In den Handelsrechnungen wurden die Waren als „Mobility Scooter” bezeichnet. In den Zollanmeldungen beschrieb die Antragstellerin die Waren als „Rollstühle und andere Fahrzeuge für Behinderte, Elektromobile”.
Bei den Elektromobilen der Modelle ....., ....., ....., ..... ,....., ...., ....., ....., ....., .... und ..... handelte es sich um drei- oder vierrädrige Fahrzeuge zur Beförderung einer Person, die von einem batteriebetriebenen Elektromotor angetrieben werden.

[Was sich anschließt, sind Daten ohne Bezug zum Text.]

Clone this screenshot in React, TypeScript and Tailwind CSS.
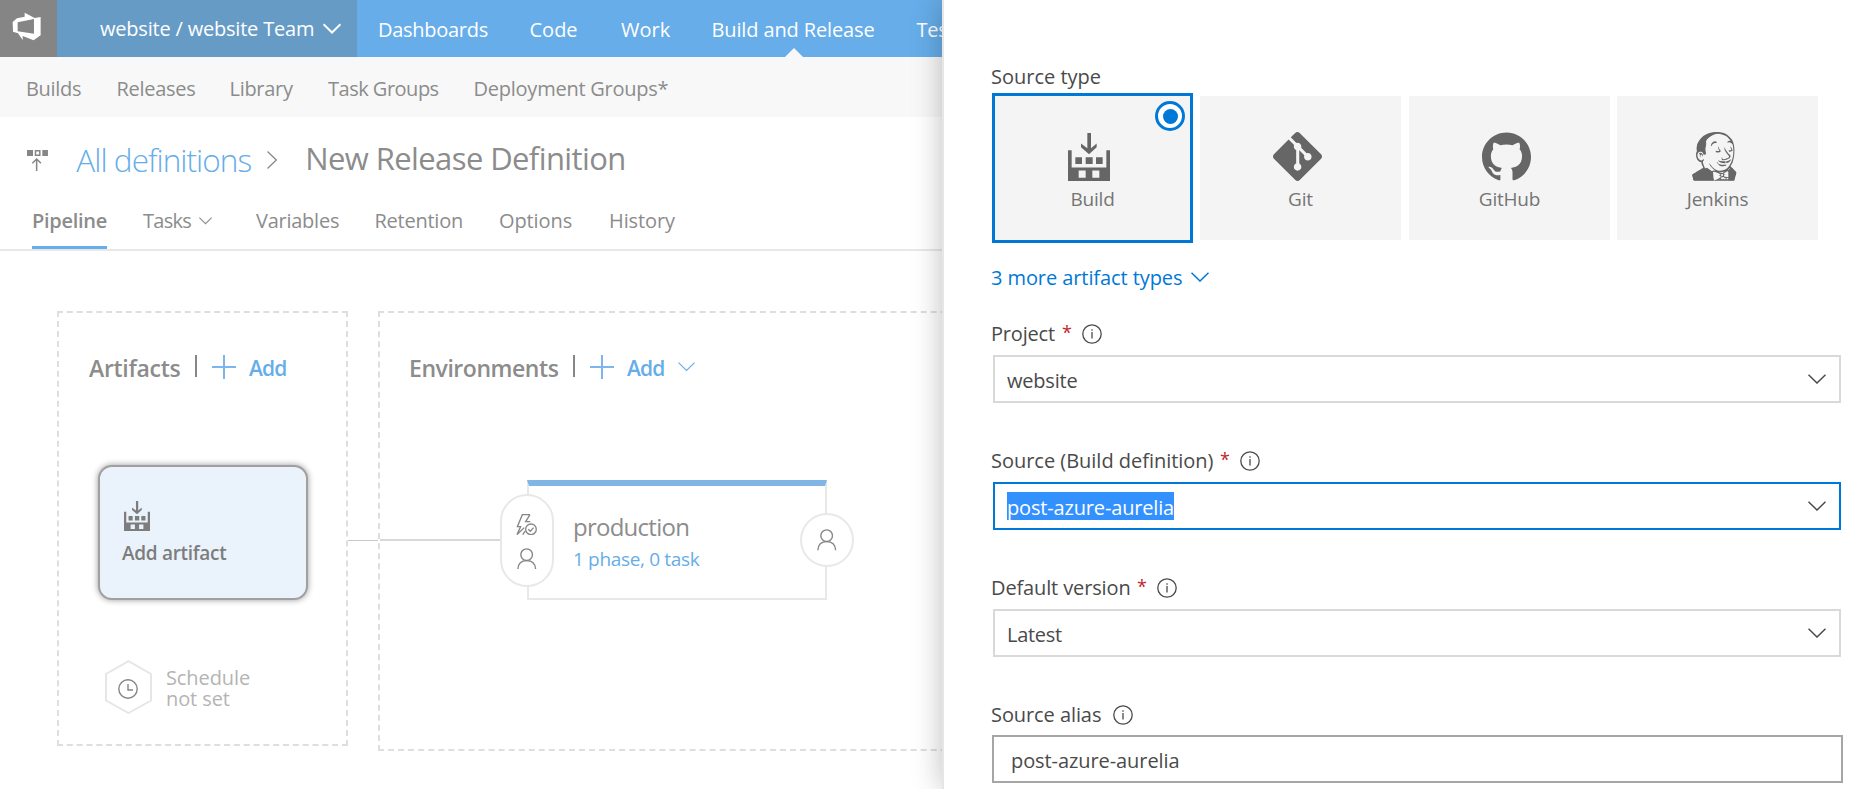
import React from 'react';
import { FaJenkins } from 'react-icons/fa';
import { SiGit, SiGithub } from 'react-icons/si';

function Chevron({ className = '', stroke = 1.3 }: { className?: string; stroke?: number }) {
  return (
    <svg viewBox="0 0 18 10" className={`shrink-0 ${className}`} fill="none" stroke="currentColor" strokeWidth={stroke}>
      <path d="M0.5 0.7 L9 9 L17.5 0.7" />
    </svg>
  );
}

function Plus() {
  return (
    <svg viewBox="0 0 24 24" className="ml-[15px] h-6 w-6 shrink-0" stroke="#7db5ec" strokeWidth="2">
      <path d="M12 0V24M0 12H24" />
    </svg>
  );
}

function BuildIcon({ className = '' }: { className?: string }) {
  return (
    <svg viewBox="294 245 126 145" className={className} fill="currentColor" preserveAspectRatio="none">
      <path
        fillRule="evenodd"
        d="M294 297h11v52h104v-52h11v93H294zM326 358v22h21v-22zM367 358v22h21v-22z"
      />
      <path d="M316 318h20v21h-20zM347 318h21v21h-21zM378 318h20v21h-20z" />
      <path d="M352 245h11v46l17-14v11l-23 21-24-21v-11l19 14z" />
    </svg>
  );
}

function Person() {
  return (
    <svg viewBox="0 0 58 64" className="h-[21.3px] w-[19.3px]" fill="none" stroke="#868686" strokeWidth="4.2">
      <circle cx="29" cy="20" r="17.5" />
      <path d="M2.5 64C3.500 46 15 38 29 38S55 46 56 64" />
    </svg>
  );
}

function JenkinsIcon() {
  return (
    <div className="relative flex h-[48.700px] w-[48.700px] items-center justify-center">
      <FaJenkins className="h-[48.700px] w-[48.700px]" />
      <svg viewBox="877 245 132 146" className="absolute inset-y-0 left-[2.500px] h-full w-[44px]" fill="currentColor">
        <path d="M918 311L903 303 892 305C888 285 897 268 912 256 925 247 945 244 960 247 942 250 924 260 919 272 916 284 915 296 918 311z" />
        <path d="M878 373L900 361 922 352 940 365 942 390H881z" />
        <path d="M986 359L996 351 1008 366 1004 390H986z" />
      </svg>
    </div>
  );
}

function Info() {
  return (
    <svg viewBox="0 0 20 20" className="h-5 w-5 shrink-0" fill="none" stroke="#4a4a4a" strokeWidth="1.300">
      <circle cx="10" cy="10" r="9.200" />
      <path d="M10 8V14.500M10 5.200V6.700" />
    </svg>
  );
}

function Label({ text, width, required = true, className = '' }: { text: string; width: string; required?: boolean; className?: string }) {
  return (
    <div className={`-ml-px flex h-[30px] items-center pt-0.5 text-[#4a4a4a] ${className}`}>
      <span className={`shrink-0 ${width}`}>{text}</span>
      {required && <span className="-mt-1 w-5 shrink-0 text-[18px] text-[#c0272d]">*</span>}
      <Info />
    </div>
  );
}

function Select({ border, children }: { border: string; children: React.ReactNode }) {
  return (
    <div className={`ml-px mt-[7px] flex h-12 w-[848px] items-center justify-between border-2 pl-3 pr-[13px] text-[#4a4a4a] ${border}`}>
      {children}
      <Chevron className="-mt-[1px] h-[10px] w-[18px]" stroke={1.5} />
    </div>
  );
}

function Tile({ icon, label, className }: { icon: React.ReactNode; label: string; className: string }) {
  return (
    <div className={`flex w-[201px] flex-col items-center bg-[#f4f4f4] text-[#666] ${className}`}>
      <div className="mr-[7px] mt-9 flex h-[49px] items-center">{icon}</div>
      <div className="mt-[3px] h-[30px] text-[19px] leading-[30px] tracking-[-0.2px] text-[#757575]">{label}</div>
    </div>
  );
}

export default function App() {
  return (
    <div className="flex h-[789px] w-[1850px] overflow-hidden whitespace-nowrap bg-white font-['Open_Sans',sans-serif] text-[20px] leading-[30px] font-normal tracking-[-0.2px] text-[#8c8c8c]">
      <main className="flex w-[942px] shrink-0 flex-col overflow-hidden">
        <header className="flex h-[57px] shrink-0 bg-[#66ade9] text-white">
          <div className="flex w-[57px] shrink-0 bg-[#858585] pl-[12.300px] pt-3">
            <svg viewBox="37 36 88 86" className="h-[28.700px] w-[29.300px]" fill="white">
              <path fillRule="evenodd" d="M39 66L52 55 75 50V38L105 54 123 51V106L102 121 69 108V120L55 100 40 95zM54 67V94L103 101V57z" />
            </svg>
          </div>
          <div className="flex w-[300px] shrink-0 items-center bg-[#669bc6] pl-[43px]">
            <span className="w-[223px]">website / website Team</span>
            <Chevron className="h-[11px] w-[18px]" stroke={2} />
          </div>
          <nav className="flex shrink-0 items-center pl-[21px] pt-[3px]">
            <a className="w-[151.500px] tracking-[-0.280px]">Dashboards</a>
            <a className="w-[91.500px] tracking-normal">Code</a>
            <a className="w-[90.500px] tracking-normal">Work</a>
            <div className="relative flex h-[54px] w-[205px] items-center tracking-[-0.130px]">
              Build and Release
              <svg viewBox="0 0 18 9" className="absolute bottom-0 left-[73px] h-[9px] w-[18px]" fill="#f8f8f8">
                <path d="M0 9L9 0 18 9z" />
              </svg>
            </div>
            <a>Test</a>
          </nav>
        </header>

        <nav className="flex h-[60px] shrink-0 items-center bg-[#f8f8f8] pl-[26px] pt-1 tracking-[-0.300px]">
          <a className="w-[90.500px]">Builds</a>
          <a className="w-[113px]">Releases</a>
          <a className="w-[98.500px]">Library</a>
          <a className="w-[145.500px] tracking-[-0.500px]">Task Groups</a>
          <a className="tracking-[-0.240px]">Deployment Groups*</a>
        </nav>

        <div className="flex h-[86px] shrink-0 items-center pl-[27px]">
          <svg viewBox="81 450 64 63" className="h-[21px] w-[21.300px] shrink-0" fill="#868686">
            <path d="M81 450h18v18H81zM127 450h17v18H127z" />
            <path d="M106.500 452.500h13v13h-13zM110 513V477M97 490L110 477 123 490" fill="none" stroke="#868686" strokeWidth="4.500" />
          </svg>
          <a className="ml-[28px] w-[191px] text-[31.500px] font-light leading-10 tracking-[-0.950px] text-[#66ade9]">All definitions</a>
          <svg viewBox="0 0 10 18" className="h-[18px] w-[10px] shrink-0" fill="none" stroke="#868686" strokeWidth="1.200">
            <path d="M0.500 0.500L9.300 9 0.500 17.500" />
          </svg>
          <h1 className="-mt-[5px] ml-[28px] text-[31px] leading-10 tracking-[-0.600px]">New Release Definition</h1>
        </div>

        <nav className="flex h-12 shrink-0 border-b-2 border-[#e8e8e8] pl-8 leading-[36px]">
          <a className="h-[46px] w-[75px] border-b-[3px] border-[#66ade9] font-semibold tracking-[-0.280px]">Pipeline</a>
          <a className="ml-9 flex w-[113px]">
            <span className="w-14 tracking-[-0.700px]">Tasks</span>
            <Chevron className="mt-[14px] h-[7.500px] w-[13px]" stroke={1.5} />
          </a>
          <a className="w-[118.500px] tracking-[-0.250px]">Variables</a>
          <a className="w-[124.500px] tracking-[-0.250px]">Retention</a>
          <a className="w-[110px] tracking-[-0.100px]">Options</a>
          <a className="tracking-[-0.100px]">History</a>
        </nav>

        <div className="flex pl-[57px] pt-[60px]">
          <section className="h-[435px] w-[291px] shrink-0 border-2 border-dashed border-[#dedede] pt-[36px]">
            <div className="flex h-9 items-center pl-[30px]">
              <h2 className="mt-px w-[106px] text-[23px] font-semibold tracking-[-0.300px]">Artifacts</h2>
              <div className="-mt-0.5 h-[22px] w-0.5 bg-[#868686]" />
              <Plus />
              <a className="ml-[13px] mt-px text-[21px] font-semibold tracking-[-0.800px] text-[#66ade9]">Add</a>
            </div>
            <div className="ml-[39px] mt-[80px] h-[135px] w-[210px] rounded-[14px] border-2 border-[#a0a0a0] bg-[#eaf3fb] pl-6 pt-[34px] text-[#7d7d7d] shadow-[0_0_6px_rgba(0,0,0,0.4)]">
              <BuildIcon className="h-[30px] w-[26px]" />
              <div className="-ml-0.5 mt-[10px] text-[19px] font-semibold leading-6 tracking-[-0.300px]">Add artifact</div>
            </div>
            <div className="ml-[46px] mt-[60px] flex">
              <svg viewBox="0 0 47 54" className="h-[54px] w-[47px]" fill="none">
                <path d="M23.500 1.200L46 14V40.500L23.500 53 1 40.500V14z" stroke="#e6e6e6" strokeWidth="2" />
                <circle cx="23" cy="29" r="9.200" stroke="#868686" strokeWidth="1.400" />
                <path d="M23 24V30H28" stroke="#868686" strokeWidth="1.400" />
              </svg>
              <div className="ml-[14px] mt-[7px] leading-[21px] tracking-[-0.100px] text-[#b4b4b4]">
                Schedule
                <br />
                not set
              </div>
            </div>
          </section>

          <div className="mt-[229px] h-px w-[30px] shrink-0 bg-[#c8c8c8]" />

          <section className="h-[440px] w-[820px] shrink-0 border-2 border-dashed border-[#dedede] pt-[36px]">
            <div className="flex h-9 items-center pl-[29px]">
              <h2 className="mt-px w-[164px] text-[23px] font-semibold tracking-[-0.450px]">Environments</h2>
              <div className="-mt-0.5 h-[22px] w-0.5 bg-[#868686]" />
              <Plus />
              <a className="ml-[13px] mt-px w-[51px] text-[21px] font-semibold tracking-[-0.800px] text-[#66ade9]">Add</a>
              <Chevron className="h-[9.500px] w-[17px] text-[#66ade9]" stroke={1.2} />
            </div>
            <div className="mt-[95px] flex">
              <div className="mt-[59px] h-0.5 w-[120px] bg-[#d8d8d8]" />
              <div className="z-10 mt-[14px] flex h-[93px] w-[54px] flex-col items-center rounded-full border-2 border-[#e8e8e8] bg-white pt-[17.500px]">
                <svg viewBox="138 671 64 65" className="h-[21.600px] w-[21.300px] shrink-0" fill="none" stroke="#868686" strokeWidth="4">
                  <path d="M180 673H157L142 709H152L141 733 163 712M180 673L167 694H181M158 733L166 722" />
                  <circle cx="183" cy="717" r="16" />
                  <path d="M175 717L181 723 191 712" />
                </svg>
                <div className="mt-[12.500px]">
                  <Person />
                </div>
              </div>
              <div className="-ml-[27px] h-[120px] w-[300px] border-2 border-t-[6px] border-[#e8e8e8] border-t-[#80b6e6] bg-white pl-11 pt-[23px]">
                <div className="text-[24px] leading-9 tracking-[-0.750px]">production</div>
                <div className="text-[19px] leading-[29px] tracking-[-0.340px] text-[#66ade9]">1 phase, 0 task</div>
              </div>
              <div className="-ml-[27px] mt-[33px] flex h-[54px] w-[54px] items-center justify-center rounded-full border-2 border-[#e8e8e8] bg-white">
                <Person />
              </div>
            </div>
          </section>
        </div>
      </main>

      <aside className="z-10 w-[908px] shrink-0 border-l-2 border-[#e6e6e6] bg-white pl-12 pt-16 shadow-[0_0_28px_rgba(0,0,0,0.26)]">
        <div className="-ml-px h-6 leading-[26px] tracking-normal text-[#4a4a4a]">Source type</div>
        <div className="mt-[5px] flex">
          <div className="relative h-[150px] border-[3px] border-[#0078d7]">
            <Tile icon={<BuildIcon className="h-12 w-[42px]" />} label="Build" className="-mx-[3px] h-36 border-x-[3px] border-[#0078d7]" />
            <div className="absolute right-[5px] top-[5px] flex h-[30px] w-[30px] items-center justify-center rounded-full border-[3px] border-[#0078d7] bg-white">
              <div className="h-[15px] w-[15px] rounded-full bg-[#0078d7]" />
            </div>
          </div>
          <Tile icon={<SiGit size={49} />} label="Git" className="ml-[7px] mt-[3px] h-36" />
          <Tile icon={<SiGithub size={49} />} label="GitHub" className="ml-2 mt-[3px] h-36" />
          <Tile icon={<JenkinsIcon />} label="Jenkins" className="ml-[7px] mt-[3px] h-36" />
        </div>
        <div className="-ml-px mt-[19px] flex h-[30px] items-center text-[#0078d7]">
          <span className="mt-0.5 w-[200px] tracking-[-0.080px]">3 more artifact types</span>
          <Chevron className="h-[10px] w-[18px]" stroke={1.5} />
        </div>

        <Label text="Project" width="w-[71px]" className="mt-[26px]" />
        <Select border="border-[#d9d9d9]">
          <span className="mt-[3px]">website</span>
        </Select>

        <Label text="Source (Build definition)" width="w-[229px] tracking-[-0.020px]" className="mt-[42px]" />
        <Select border="border-[#0078d7]">
          <span className="h-7 bg-[#3390ff] leading-[31px] tracking-[-0.160px] text-white">post-azure-aurelia</span>
        </Select>

        <Label text="Default version" width="w-[146px] tracking-[-0.130px]" className="mt-[42px]" />
        <Select border="border-[#d9d9d9]">
          <span className="mt-[3px] tracking-[-0.300px]">Latest</span>
        </Select>

        <Label text="Source alias" width="w-[122px] tracking-[-0.080px]" required={false} className="mt-[42px]" />
        <div className="mt-1.5 flex h-12 w-[851px] items-center border-2 border-[#a6a6a6] pl-[17px] pt-[3px] tracking-[-0.080px] text-[#4a4a4a]">
          post-azure-aurelia
        </div>
      </aside>
    </div>
  );
}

Sie erreichten meist Höchstgeschwindigkeiten von 6 km/h, seltener von 8 bis 15 km/h und Reichweiten zwischen 12 und 65 km mit einer Batterieladung. Die Fahrzeuge waren zwischen 100,6 und 152 cm lang und zwischen 47 und 67 cm breit und hatten ein Leergewicht von 36 bis 76 kg. Sie hatten Räder mit einem Durchmesser von 170 bis 320 mm und eine waagerechte Plattform, auf der die Füße des Fahrers abgestellt werden konnten. Die Lenksäule war mit Steuerelementen für das Fahren und Bremsen ausgestattet. An ihr befand sich ein Drahtkorb. Die Fahrzeuge waren für den Transport zerlegbar und verfügten im äußerst hinten gelegenen Fahrzeugbereich – teilweise mit der Hinterachse verbunden – über zwei weitere kleine Räder, die ein Umkippen verhindern sollten.
Bei den Modellen ...., .... und .... handelt es sich ebenfalls um vierrädrige Elektromobile, die trotz höheren Gewichts in Leistungen und Größen dem Modell..... vergleichbar waren, aber nicht über den dargestellten Kippschutz verfügten.
Aufgrund einer erst mit Bericht vom 08.12.2008 abgeschlossenen Außenprüfung durch das Hauptzollamt wurde dem Beklagten die Abwicklung der o.a. Einfuhren bekannt. Der Beklagte war der Auffassung, die Elektromobile mit Ausnahme der Modelle..... und ..... seien in die Position 8703 einzureihen und erhob mit Bescheid vom 02.07.2008 34.206,42 EUR Zoll und 36.014,20 EUR Einfuhrumsatzsteuer (EUSt) nach.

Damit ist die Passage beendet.